A violência contra mulheres não deixa marcas apenas nas vítimas, mas em todo seu círculo familiar. Quando se trata dos crimes de homicídios, as marcas são ainda mais dolorosas, com dezenas de crianças e adolescentes órfãos dos vínculos físicos e afetivos.
A Polícia Civil identificou que as mortes violentas de mulheres registradas em Mato Grosso no ano passado deixaram 70 filhos sem mães, entre crianças, jovens e adultos. Destes, 21 eram filhos das vítimas com os autores. Entre os registros de feminicídios, duas vítimas estavam gestantes quando foram mortas.
Tais acontecimentos desestruturam famílias inteiras, com filhos sem mães e pais, pois em muitas situações, os homens cometeram suícidio após matar suas companheiras ou foram presos.
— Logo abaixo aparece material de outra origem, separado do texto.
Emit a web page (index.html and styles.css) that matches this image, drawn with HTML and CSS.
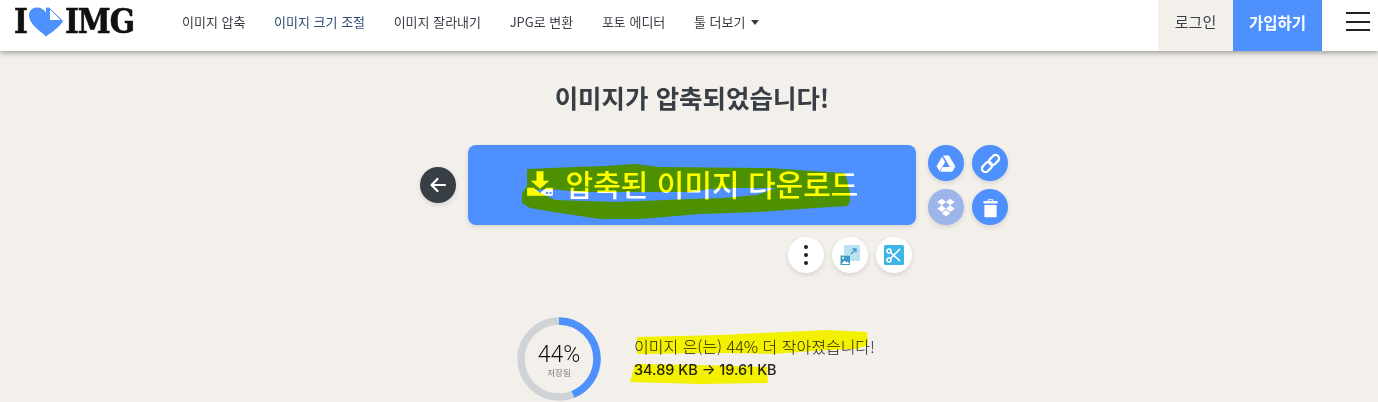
FILE: index.html
```html
<!DOCTYPE html>
<html lang="ko">
<head>
    <meta charset="UTF-8">
    <meta name="viewport" content="width=device-width, initial-scale=1.0">
    <title>이미지가 압축되었습니다</title>
    <link rel="stylesheet" href="styles.css">
</head>
<body>
    <header class="header">
        <a class="logo" href="#">
            <span>I</span>
            <svg class="logo-heart" viewBox="0 0 36 30" width="36" height="30">
                <path d="M18 29.500C12 24 1 17 1 8.500 1 3 5 .5 9 .5c4 0 7 2 9 5V.8c1-.2 2-.3 3-.3L35 14c-3 6-11 11-17 15.500z" fill="#4d90fe"/>
                <path d="M21.500 1.500 33.500 13.500H21.500z" fill="#fff" stroke="#4d90fe" stroke-width="1"/>
            </svg>
            <span>IMG</span>
        </a>
        <nav class="nav">
            <a href="#">이미지 압축</a>
            <a href="#" class="active">이미지 크기 조절</a>
            <a href="#">이미지 잘라내기</a>
            <a href="#">JPG로 변환</a>
            <a href="#">포토 에디터</a>
            <a href="#">툴 더보기 <i class="caret"></i></a>
        </nav>
        <div class="header-right">
            <a href="#" class="login">로그인</a>
            <a href="#" class="signup">가입하기</a>
            <button class="menu-btn"><i></i><i></i><i></i></button>
        </div>
    </header>

    <main class="main">
        <h1 class="title">이미지가 압축되었습니다!</h1>

        <div class="actions">
            <div class="actions-left">
                <button class="round dark">
                    <svg viewBox="0 0 20 20" width="20" height="20"><path d="M17 10H4M9.500 4 3.500 10l6 6" fill="none" stroke="#fff" stroke-width="2.200" stroke-linecap="round" stroke-linejoin="round"/></svg>
                </button>
            </div>
            <a href="#" class="download">
                <svg viewBox="0 0 24 24" width="28" height="28"><path d="M9 2h6v8h5l-8 7-8-7h5z" fill="#fff"/><path d="M1 16h5.500l5.500 4.500 5.500-4.500H23v7H1z" fill="#fff"/><circle cx="18" cy="20.500" r="1" fill="#4d90fe"/><circle cx="21" cy="20.500" r="1" fill="#4d90fe"/></svg>
                압축된 이미지 다운로드
            </a>
            <div class="actions-right">
                <button class="round blue">
                    <svg viewBox="0 0 24 24" width="20" height="20" fill="#fff"><path d="M8.500 3h7l8 13.500h-7z"/><path d="M7.300 4.500 11 10.800 4.300 22 .6 15.800z"/><path d="M8 16.800h15l-3.500 5.700H5z"/></svg>
                </button>
                <button class="round blue">
                    <svg viewBox="0 0 24 24" width="21" height="21" fill="none" stroke="#fff" stroke-width="2.600"><rect x="12" y="1.500" width="8" height="13" rx="4" transform="rotate(45 16 8)"/><rect x="4" y="9.500" width="8" height="13" rx="4" transform="rotate(45 8 16)"/></svg>
                </button>
                <button class="round faded">
                    <svg viewBox="0 0 24 24" width="20" height="20" fill="#fff"><path d="M7 2 1.500 6 7 10 12 6zM17 2l-5 4 5 4 5.500-4zM1.500 14 7 18l5-4-5-4zM17 10l-5 4 5 4 5.500-4zM7 19.500l5-3.800 5 3.800-5 3.500z"/></svg>
                </button>
                <button class="round blue">
                    <svg viewBox="0 0 24 24" width="21" height="21" fill="#fff"><path d="M9 2.500h6v2h5v3H4v-3h5zM10.500 3.500v1h3v-1z" fill-rule="evenodd"/><path d="M5 9h14v13a1 1 0 0 1-1 1H6a1 1 0 0 1-1-1z"/></svg>
                </button>
            </div>
            <div class="tools">
                <button class="round white">
                    <svg viewBox="0 0 36 36" width="36" height="36" fill="#222"><circle cx="18" cy="10" r="2"/><circle cx="18" cy="18" r="2"/><circle cx="18" cy="26" r="2"/></svg>
                </button>
                <button class="round white">
                    <svg viewBox="0 0 36 36" width="36" height="36"><rect x="12" y="8" width="16" height="16" rx="1.500" fill="#b9e1f1"/><path d="M19 17l5-5m-3.500 0H24v3.500" fill="none" stroke="#3d9cc4" stroke-width="1.300"/><rect x="8" y="18" width="10" height="10" fill="#fff"/><rect x="8.500" y="18.500" width="9.500" height="9.500" fill="#3d9cc4"/><path d="M9.500 27l3-3.500 2 2 1-1 2 2.500z" fill="#fff"/><circle cx="11" cy="21" r="1" fill="#fff"/></svg>
                </button>
                <button class="round white">
                    <svg viewBox="0 0 36 36" width="36" height="36"><rect x="8" y="8" width="20" height="20" rx="1.500" fill="#3db5e6"/><g fill="none" stroke="#fff" stroke-width="1.600"><circle cx="13" cy="14" r="2"/><circle cx="13" cy="23" r="2"/><path d="M14.500 15.500 24 24M14.500 21.500 24 12"/></g></svg>
                </button>
            </div>
        </div>

        <section class="stats">
            <div class="ring">
                <svg viewBox="0 0 84 84" width="84" height="84">
                    <circle cx="42" cy="42" r="38" fill="none" stroke="#d0d3d6" stroke-width="7.500"/>
                    <circle cx="42" cy="42" r="38" fill="none" stroke="#4d90fe" stroke-width="7.500" stroke-dasharray="105 239" transform="rotate(-90 42 42)"/>
                </svg>
                <div class="ring-text">
                    <b>44%</b>
                    <small>저장됨</small>
                </div>
            </div>
            <div class="stats-text">
                <p>이미지 은(는) 44% 더 작아졌습니다!</p>
                <p class="sizes">34.89 KB → 19.61 KB</p>
            </div>
        </section>
    </main>

    <!-- highlighter marks drawn on top of the screenshot -->
    <svg class="marks" viewBox="0 0 1378 402" width="1378" height="402">
        <path fill-rule="evenodd" fill="#ffff00" d="M527 169 575 167 605 166 635 164 660 167 770 168 812 171 845 173 847 180 850 193 850 202 847 206 800 209 757 212 700 214 640 219 600 219 560 213 530 208 522 203 522 193 527 186zM535 190 555 200 615 202 690 199 723 198 757 195 776 188 733 188 710 189 690 192 648 192 582 192 548 189z"/>
        <path fill="#ffff00" d="M637 337 720 335 760 333 827 330 867 332 868 345 857 349 827 350 773 354 720 353 637 354z"/>
        <path fill="#ffff00" d="M635 364 700 365 767 367 768 383 700 384 630 382z"/>
    </svg>
</body>
</html>
```

FILE: styles.css
```css
* {
    margin: 0;
    padding: 0;
    box-sizing: border-box;
    font-family: 'Noto Sans CJK KR', 'Liberation Sans', sans-serif;
}

html {
    background-color: #f3f0ec;
}

body {
    position: relative;
    height: 402px;
    overflow: hidden;
    color: #383e45;
}

a {
    text-decoration: none;
    color: inherit;
}

button {
    border: none;
    cursor: pointer;
}

.header {
    display: flex;
    align-items: stretch;
    height: 51px;
    background-color: #fff;
    box-shadow: 0 2px 5px rgba(0, 0, 0, 0.35);
}

.logo {
    display: flex;
    align-items: center;
    width: 182px;
    padding-left: 14px;
    padding-bottom: 8px;
    font-family: 'DejaVu Serif Condensed', 'DejaVu Serif', serif;
    font-weight: bold;
    font-size: 33px;
    letter-spacing: -1px;
    color: #111;
    -webkit-text-stroke: 0.6px #111;
}

.logo span {
    font-family: inherit;
}

.logo-heart {
    margin: 0 1px 0 1px;
}

.nav {
    display: flex;
    align-items: center;
    gap: 28.600px;
    padding-bottom: 8px;
    font-size: 13px;
}

.nav a.active {
    color: #2f4a73;
}

.caret {
    display: inline-block;
    margin-left: 2px;
    vertical-align: 2px;
    border-left: 4.500px solid transparent;
    border-right: 4.500px solid transparent;
    border-top: 5px solid #383e45;
}

.header-right {
    display: flex;
    align-items: stretch;
    margin-left: auto;
}

.login,
.signup {
    display: flex;
    align-items: center;
    justify-content: center;
    padding-bottom: 8px;
}

.login {
    width: 75px;
    background-color: #f3f0ec;
    font-size: 15px;
}

.signup {
    width: 89px;
    background-color: #4d90fe;
    color: #fff;
    font-size: 15.500px;
    font-weight: 700;
}

.menu-btn {
    display: flex;
    flex-direction: column;
    gap: 6.500px;
    width: 56px;
    padding: 12px 8px 0 24px;
    background: none;
}

.menu-btn i {
    display: block;
    height: 2px;
    background-color: #222;
}

.main {
    padding-top: 27px;
    padding-left: 6px;
}

.title {
    font-size: 25.500px;
    font-weight: 700;
    line-height: 38px;
    text-align: center;
}

.actions {
    display: grid;
    grid-template-columns: 1fr 448px 1fr;
    column-gap: 12px;
    row-gap: 12px;
    margin-top: 29px;
}

.actions-left {
    display: flex;
    justify-content: flex-end;
    align-items: center;
}

.actions-right {
    display: grid;
    grid-template-columns: 36px 36px;
    grid-auto-rows: 36px;
    gap: 8px;
}

.download {
    display: flex;
    align-items: center;
    justify-content: center;
    gap: 12px;
    height: 80px;
    padding-bottom: 4px;
    background-color: #4d90fe;
    border-radius: 8px;
    box-shadow: 0 2px 5px rgba(0, 0, 0, 0.12);
    color: #fff;
    font-size: 30px;
    font-weight: 500;
}

.tools {
    grid-column: 2;
    display: flex;
    justify-content: flex-end;
    gap: 8px;
    padding-right: 4px;
}

.round {
    display: flex;
    align-items: center;
    justify-content: center;
    width: 36px;
    height: 36px;
    border-radius: 50%;
    box-shadow: 0 2px 5px rgba(0, 0, 0, 0.12);
}

.round.dark {
    background-color: #383e45;
}

.round.blue {
    background-color: #4d90fe;
}

.round.faded {
    background-color: #9db5e8;
}

.round.white {
    background-color: #fff;
}

.stats {
    display: flex;
    align-items: center;
    gap: 33px;
    width: 448px;
    margin: 44px auto 0;
    padding-left: 49px;
}

.ring {
    position: relative;
    width: 84px;
    height: 84px;
    flex-shrink: 0;
}

.ring svg {
    display: block;
}

.ring-text {
    position: absolute;
    top: 0;
    left: 0;
    width: 100%;
    height: 100%;
    display: flex;
    flex-direction: column;
    align-items: center;
    justify-content: center;
    padding-top: 1px;
}

.ring-text b {
    font-family: 'Roboto', sans-serif;
    font-size: 23px;
    font-weight: 300;
    line-height: 27px;
    color: #111;
}

.ring-text small {
    font-family: 'Liberation Sans', 'Noto Sans CJK KR', sans-serif;
    font-size: 8.500px;
    line-height: 10px;
    color: #777;
}

.stats-text {
    flex-shrink: 0;
    padding-bottom: 2px;
    font-size: 16px;
    font-weight: 300;
    line-height: 24px;
    color: #222;
}

.sizes {
    font-family: 'Inter', sans-serif;
    font-size: 14.500px;
    font-weight: 500;
    color: #222;
}

.marks {
    position: absolute;
    top: 0;
    left: 0;
    pointer-events: none;
    mix-blend-mode: multiply;
}
```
Os números fazem parte do estudo realizado desde 2020 pela Diretoria de Inteligência da Polícia Civil para traçar o perfil de mulheres vítimas de mortes violentas. O levantamento coordenado pela Gerência de Inteligência Estratégica é realizado com base nos boletins de ocorrência e em inquéritos policiais e traz ainda os dados sobre local dos crimes, meio empregado nos homicídios, solicitação de medidas protetivas, perfis das vítimas, vínculo entre vítimas e autores dos crimes, o índice de esclarecimento dos homicídios e os efeitos da violência contra mulheres.
Dos homicídios e feminicídios cometidos no ano passado contra mulheres, 80% deles foram esclarecidos. Do total de crimes ocorridos, 66 autores foram indiciados e 24 dos casos seguem em apuração.
Josilaine Maria Gomes dos Reis, 31 anos, deixou três filhos órfãos de seus cuidados. Ela foi morta a golpes de faca pelo seu ex-companheiro, com quem tinha um filho pequeno. Ele não aceitava o fim do relacionamento e na noite do dia 5 de outubro do ano passado, invadiu a casa dela, no bairro Nova Esperança, em Cuiabá, e na frente dos filhos atacou a ex-mulher. A técnica de enfermagem estava dormindo quando sofreu os primeiros golpes, que terminaram dentro do banheiro da casa. Após cometer o crime e também atentar contra a própria vida, o autor do crime pediu às crianças que fossem até um vizinho para avisar o que ele havia cometido e chamasse a polícia.
Outro crime que deixou crianças órfãs e produziu uma tragédia familiar foi registrado pela Polícia Civil em dezembro de 2021, em Várzea Grande. A técnica em enfermagem, Franciele Robert da Silva, 33 anos, foi morta pelo ex-marido, que invadiu a casa dos pais à sua procura. Para defender a filha, o pai de Francieli, de 67 anos, entrou em luta corporal com o ex-genro e foi ferido gravemente. Depois, o criminoso foi até o quarto onde a vítima tentava se esconder, junto com a filha de 12 anos, arrombou a porta e desferiu diversos golpes contra a Francieli, que a levaram a óbito. O pai dela chegou a ser socorrido a um hospital, mas não resistiu aos ferimentos e morreu no dia seguinte.
Violência progressiva
A delegada Mariell Antonini Dias, coordenadora da Câmara Temática de Defesa da Mulher da Sesp, destaca que o estudo ajuda a compreender melhor o fenômeno da violência doméstica, deixando claro o risco a que as mulheres estão submetidas quando vivem situação de violação de direitos em casa e não procuram ajuda da Polícia.
“Muitas mulheres pensam que o agressor não terá coragem de ceifar a vida delas e que as ameaças são vazias, mas as estatísticas demonstram que a maior parte das mortes de mulheres ocorre em casa por pessoas que possuem vínculo com elas, sendo necessário que todas entendam que a violência pode ser progressiva e cada vez mais letal. E, por isso, devem buscar auxílio para o problema que está acontecendo dentro de casa, tornando visível ao Estado o que, apenas quem está na relação, conhece”, argumenta a delegada, titular da Delegacia Especializada de Defesa da Mulher de Várzea Grande.
A coordenadora da Câmara Temática de Defesa da Mulher destaca ainda que os familiares também são importantes nesse processo de rompimento do ciclo da violência e tem o dever moral de auxiliar a vítima, buscando o aparato estatal.